Case Study Abstracts
Case Study 1:
Forging Further with Foliar Foresight: Perception and Planning for Autonomous Navigation through Vegetated Terrains
Miss. State: Chris Goodin, Marc Moore, Riku Kikuta
U-M: Tulga Ersal, Bogdan Epureanu, James Baxter, Rishitha Paga, Junsik Eom
Industry: Brittney English (Dynetics), Andrew Kwas, Timothy Morris (Northrop Grumman), Chenyu Yi (Mercedes-Benz)
GVSC: Mike Cole, Paramsothy Jayakumar
Autonomous off-road vehicles face the critical challenge of navigating complex terrains characterized by varying topologies and vegetation. This integration effort enhances autonomous off-road vehicle mobility by developing an advanced trajectory planner that incorporates both terrain topology and vegetation resistance into its navigation strategies.
This work builds on two ongoing ARC projects. Project 1.40 has introduced a touch-based sensor on an MRZR platform to characterize vegetation override forces. This integration effort extends this work by training a machine learning model to map these forces using aerial imagery. Meanwhile, Project 1.41 has developed a trajectory planner for highly-mobile navigation on difficult terrains. This integration effort further extends this planner to include considerations for vegetation resistance.

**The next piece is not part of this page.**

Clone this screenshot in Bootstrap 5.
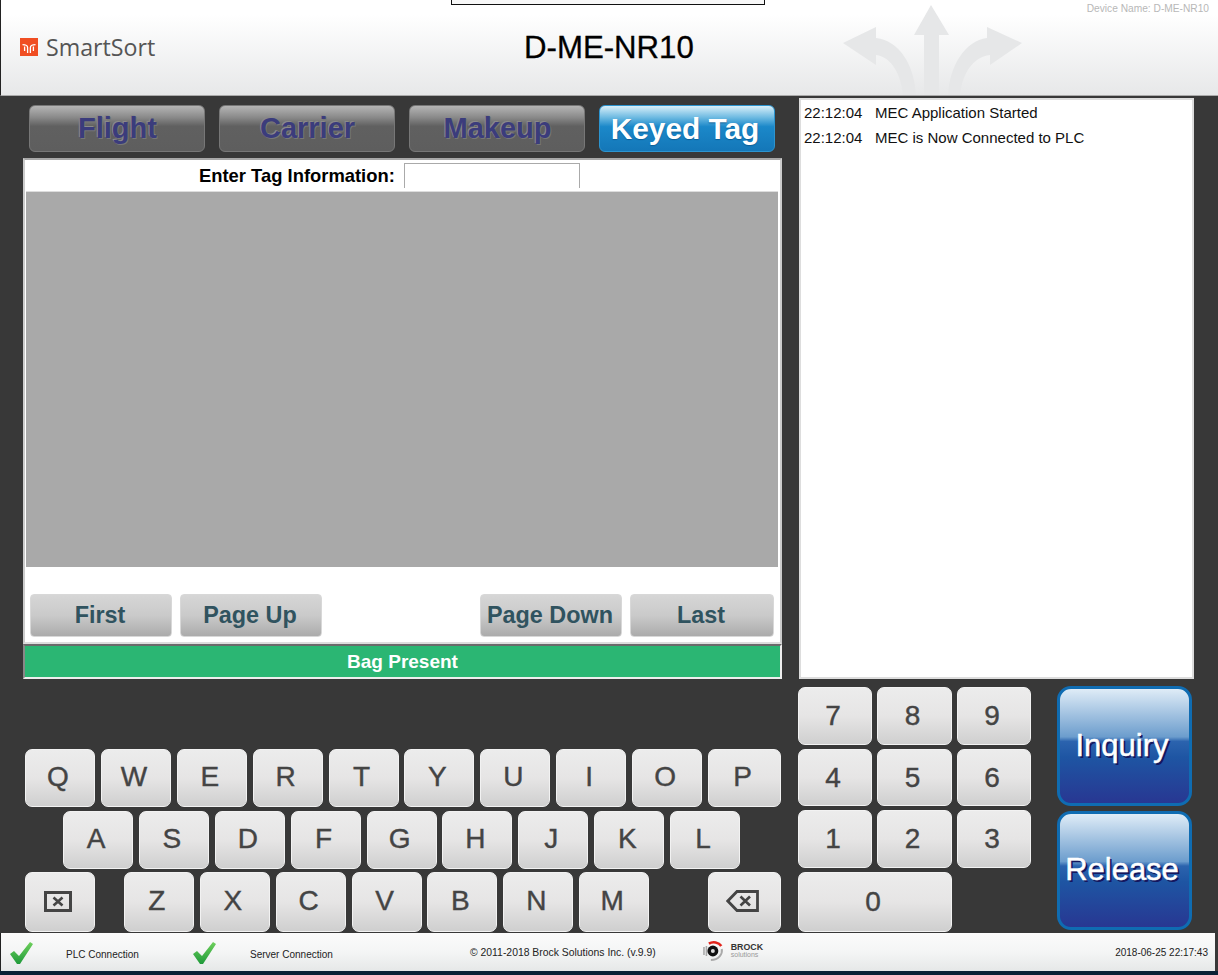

The newly integrated framework is implemented and tested on Mississippi State University's MRZR and proving grounds. Simulation studies provide additional validation. Results demonstrate a significant improvement in autonomous off-road mobility compared to planners that ignore vegetation resistance and rugged terrain topology. Thus, this integration effort demonstrates unprecedented capabilities for autonomous off-road mobility.
Case Study 2:
Towards Robust Behavioral Cloning of Autonomous Driving Using Low-Rank Tensor Decomposition Embeddings
Prof. Wing-Yue Geoffrey Louie1, Prof. Alex Gorodetsky2, Prof. Shravan Veerapaneni2, Dr. David Gorsich3, Dr. Mark Brudnak3, Doruk Aksoy2, Motaz AbuHijleh1, Sean Dallas1, Mihir Vador2, Pranav Bahl2
1 Oakland U.; 2 U. of Michigan; 3 GVSC
Behavioral cloning has been widely used to obtain strategies for autonomous driving based on expert demonstrations in virtual environments. However, there are several computational challenges to benefiting from these approaches at scale. Human experts typically consider the full scene context, which includes physical interpretation of depth and objects in the environment. This quantity of data, available from simulated camera and LiDAR data, is challenging to directly provide to a behavioral cloning agent due to its high dimensionality. Second, is the challenge arising from a lack of robustness of the autonomy model to scenarios outside of its training data — necessitating large scale training or the identification of foundational features.
Oakland University has been working on virtual experimentation involving the generation of high-fidelity autonomous vehicle simulation environments and creating highly efficient behavioral cloning models using low-dimensional hand-chosen features only available in simulated environments. Meanwhile, University of Michigan has been working on extracting latent features from large-scale, high-dimensional data using low-rank tensor decomposition algorithms and using those latent features for behavioral cloning in video games.
This integration project aims to merge these two ideas to enable behavioral cloning directly from the large scale high-dimensional sensor data to enable higher performing autonomous agents. We will demonstrate our ability to highly compress the relevant visual and LiDAR data, and our ability to use this data for behavioral cloning. We will then investigate and compare the performance and robustness of agents trained with the low-dimensional data and the original high-dimensional data.